A spambot going by the auspicious name of Onliner Spambot has compromised 711 million email addresses and passwords.
This was discovered when security researcher Benkow came across a web server that hosts text files containing email addresses, passwords and email server information that spammers use to send spam, according to Zdnet.
The spammers use these credentials to send out malware spam, which are able to bypass spam filters because they use legitimate email servers.
The campaign is successful because the spambot tests each entry by connecting to the server to ensure that the credentials are valid and that spam can be sent. The accounts that don’t work are ignored.
Those credentials allow the spammer to send what appears to be a legitimate email.
Benkow explains that Onliner Spambot used the SMTP credentials to send its Ursnif malware-laced spam.
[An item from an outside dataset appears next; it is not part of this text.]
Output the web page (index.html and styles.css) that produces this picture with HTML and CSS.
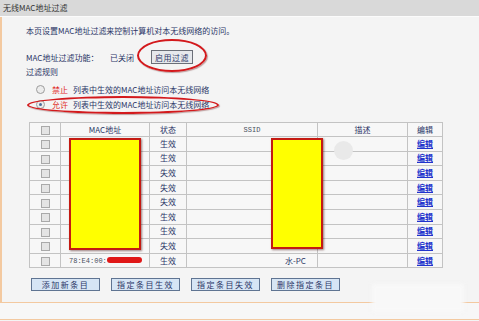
FILE: index.html
```html
<!DOCTYPE html>
<html lang="zh-CN">
<head>
<meta charset="UTF-8">
<title>无线MAC地址过滤</title>
<link rel="stylesheet" href="styles.css">
</head>
<body>
<div class="titlebar">无线MAC地址过滤</div>
<div class="page">
    <p class="intro">本页设置MAC地址过滤来控制计算机对本无线网络的访问。</p>
    <div class="setting">
        <span class="label">MAC地址过滤功能：</span>
        <span class="state">已关闭</span>
        <button class="btn-small">启用过滤</button>
    </div>
    <div class="rules">过滤规则</div>
    <div class="rule rule-first"><span class="radio"></span><span class="red">禁止</span>列表中生效的MAC地址访问本无线网络</div>
    <div class="rule"><span class="radio checked"></span><span class="red">允许</span>列表中生效的MAC地址访问本无线网络</div>

    <table class="list">
        <tr>
            <th class="c-box"><span class="check"></span></th>
            <th class="c-mac">MAC地址</th>
            <th class="c-state">状态</th>
            <th class="c-ssid mono">SSID</th>
            <th class="c-desc">描述</th>
            <th class="c-edit">编辑</th>
        </tr>
        <tr><td><span class="check"></span></td><td></td><td>生效</td><td></td><td></td><td><a href="#">编辑</a></td></tr>
        <tr><td><span class="check"></span></td><td></td><td>生效</td><td></td><td></td><td><a href="#">编辑</a></td></tr>
        <tr><td><span class="check"></span></td><td></td><td>失效</td><td></td><td></td><td><a href="#">编辑</a></td></tr>
        <tr><td><span class="check"></span></td><td></td><td>失效</td><td></td><td></td><td><a href="#">编辑</a></td></tr>
        <tr><td><span class="check"></span></td><td></td><td>失效</td><td></td><td></td><td><a href="#">编辑</a></td></tr>
        <tr><td><span class="check"></span></td><td></td><td>生效</td><td></td><td></td><td><a href="#">编辑</a></td></tr>
        <tr><td><span class="check"></span></td><td></td><td>生效</td><td></td><td></td><td><a href="#">编辑</a></td></tr>
        <tr><td><span class="check"></span></td><td></td><td>失效</td><td></td><td></td><td><a href="#">编辑</a></td></tr>
        <tr><td><span class="check"></span></td><td class="mac mono">78:E4:00:</td><td>生效</td><td class="ssid">水-PC</td><td></td><td><a href="#">编辑</a></td></tr>
    </table>

    <div class="actions">
        <button class="btn">添加新条目</button>
        <button class="btn">指定条目生效</button>
        <button class="btn">指定条目失效</button>
        <button class="btn">删除指定条目</button>
    </div>
</div>
<div class="footer"></div>

<!-- marks drawn over the screenshot -->
<div class="ring ring-btn"></div>
<div class="ring ring-rule"></div>
<div class="cover cover-mac"></div>
<div class="cover cover-ssid"></div>
<div class="scribble"></div>
<div class="smudge"></div>
<div class="glare"></div>
</body>
</html>
```

FILE: styles.css
```css
/* page */
body {
    margin: 0;
    background-color: #f4f4f4;
    color: #2b3566;
    font-family: "Noto Sans CJK SC", "Liberation Sans", sans-serif;
    font-size: 8px;
    position: relative;
    height: 321px;
    overflow: hidden;
}
.titlebar {
    height: 16px;
    line-height: 16px;
    padding-left: 3px;
    background-color: #d9d9d9;
    color: #333;
    border-bottom: 1px solid #fbfbfb;
}
.page {
    border-left: 2px solid #f3c9a0;
    padding-left: 24px;
    height: 285px;
}
.intro {
    margin: 0;
    padding-top: 8px;
    line-height: 12px;
}
/* filter switch */
.setting {
    display: flex;
    align-items: center;
    height: 14px;
    margin-top: 13px;
}
.label {
    width: 84px;
}
.state {
    width: 41px;
}
.btn-small {
    height: 14px;
    width: 42px;
    padding: 0;
    border: 1px solid #6b6f78;
    background-color: #e6e8ec;
    color: #2b3566;
    font-family: inherit;
    font-size: 8px;
    letter-spacing: 0.5px;
}
.rules {
    margin-top: 2px;
    line-height: 12px;
}
.rule {
    display: flex;
    align-items: center;
    height: 15px;
    padding-left: 10px;
}
.rule-first {
    margin-top: 4px;
}
.radio {
    width: 7px;
    height: 7px;
    border: 1px solid #9c9c9c;
    border-radius: 50%;
    background-color: #ececec;
    margin-right: 7px;
    position: relative;
}
.radio.checked::after {
    content: "";
    position: absolute;
    left: 2px;
    top: 2px;
    width: 3px;
    height: 3px;
    border-radius: 50%;
    background-color: #4d6f9a;
}
.red {
    color: #e0281e;
    margin-right: 5px;
}
/* list table */
.list {
    margin-top: 10px;
    margin-left: 3px;
    border-collapse: collapse;
    background-color: #f7f7f7;
}
.list th,
.list td {
    border: 1px solid #c3c3c3;
    padding: 0;
    height: 13.6px;
    text-align: center;
    font-weight: normal;
    line-height: 12px;
}
.list th {
    height: 13px;
}
.c-box { width: 30px; }
.c-mac { width: 88px; }
.c-state { width: 36px; }
.c-ssid { width: 130px; }
.c-desc { width: 89px; }
.c-edit { width: 34px; }
.mono {
    font-family: "Liberation Mono", monospace;
    font-size: 7px;
    color: #4a5060;
}
.list td.mac {
    text-align: left;
    padding-left: 8px;
}
.list td.ssid {
    text-align: left;
    padding-left: 98px;
}
.check {
    display: inline-block;
    width: 7px;
    height: 7px;
    border: 1px solid #a9a9a9;
    background-color: #e4e4e4;
    vertical-align: middle;
}
.list a {
    color: #2233cc;
    font-weight: bold;
}
/* bottom buttons */
.actions {
    display: flex;
    gap: 11px;
    margin-top: 10px;
    padding-left: 5px;
}
.btn {
    width: 69px;
    height: 13px;
    padding: 0;
    border: 1px solid #5f7492;
    background-color: #d6e5f5;
    color: #2b3566;
    font-family: inherit;
    font-size: 8px;
    letter-spacing: 1.5px;
}
.footer {
    height: 16px;
    border-top: 1px solid #f3c9a0;
    border-bottom: 1px solid #f3c9a0;
    background-color: #f7f7f7;
}
/* overlays */
.ring {
    position: absolute;
    border: 2.5px solid #d3191c;
    border-radius: 50%;
    box-shadow: 1px 1px 1px rgba(90, 0, 0, 0.35);
}
.ring-btn {
    left: 137px;
    top: 39px;
    width: 66px;
    height: 29px;
}
.ring-rule {
    left: 27px;
    top: 96px;
    width: 188px;
    height: 14px;
}
.cover {
    position: absolute;
    background-color: #ffff00;
    border: 2px solid #c41a12;
    box-shadow: 1px 1px 2px rgba(60, 0, 0, 0.5);
}
.cover-mac {
    left: 69px;
    top: 138px;
    width: 68px;
    height: 108px;
}
.cover-ssid {
    left: 271px;
    top: 138px;
    width: 48px;
    height: 107px;
}
.scribble {
    position: absolute;
    left: 107px;
    top: 257px;
    width: 35px;
    height: 6px;
    border-radius: 4px;
    background-color: #e01818;
}
.smudge {
    position: absolute;
    left: 334px;
    top: 141px;
    width: 19px;
    height: 19px;
    border-radius: 50%;
    background-color: #e9e9e9;
}
.glare {
    position: absolute;
    left: 372px;
    top: 284px;
    width: 92px;
    height: 28px;
    background-color: #f8f8f8;
    filter: blur(2px);
}
```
The Ursnif banking trojan has been infecting users since 2016 to steal banking information from target computers including credit card data.
The list used by Onliner Spambot has about 80 million accounts, according to Benkow. Each line in the files contains the email address, password, SMTP server and port used to send the email.
Spambots send a ‘dropper’ file that looks like a normal email attachment and downloads malware when opened. The emails sent by Onliner Spambot, contain a hidden pixel-sized image that gets past spam filters because the credentials are legitimate. When the email is opened, the pixel image is loaded and sends back the IP address and user-agent information that identifies the type of computer, operating system and other device information. This helps the attacker know who to target with the Ursnif malware.
This trick is called ‘fingerprinting’, and also enables the spammer to establish whether the email campaign has been successful.
You can check if your email address is on the list by going to haveibeenpwned.com– a website that stores details of email addresses that have been leaked. If your name is on the list, change your password now and keep an eye on any suspicious activity on your bank account.